- Location: Placid Lakes, Florida
- Coordinates: 27°16′30″N 81°24′49″W﻿ / ﻿27.2750°N 81.4136°W
- Type: dredged manmade freshwater lake
- Basin countries: United States
- Max. length: 1,805 feet (550 m)
- Max. width: 1,585 feet (483 m)
- Surface area: 52.13 acres (21 ha)
- Surface elevation: 98 feet (30 m)

= Lake August =

Lake in the state of Florida, United States

Lake August has a somewhat round or oval shape. Washington Avenue completely surrounds the residences that almost completely line this lake. This lake, with a 52.13 acre surface area, appeared as a swampy area on older topographical maps, indicating it is a dredged man-made lake. It is in Placid Lakes, a large residential area southwest of the town of Lake Placid, Florida.
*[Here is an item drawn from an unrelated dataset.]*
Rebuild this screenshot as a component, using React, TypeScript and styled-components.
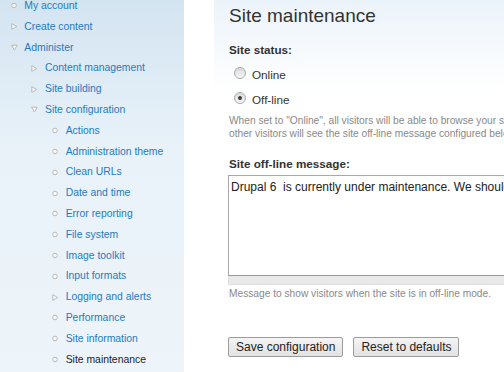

The public has extremely limited access to Lake August. On the northeast is a narrow point along Washington Blvd. where the lake is met by a small water channel between two residences. This channel travels 0.5 mi northeast to connect to the much larger Lake June in Winter. The channel can not be travelled by boat, as it in most places it is extremely shallow and also passes through culverts under Washington and another road. The public could fish at this narrow point, but there are no public boat ramps or swimming areas on Lake August.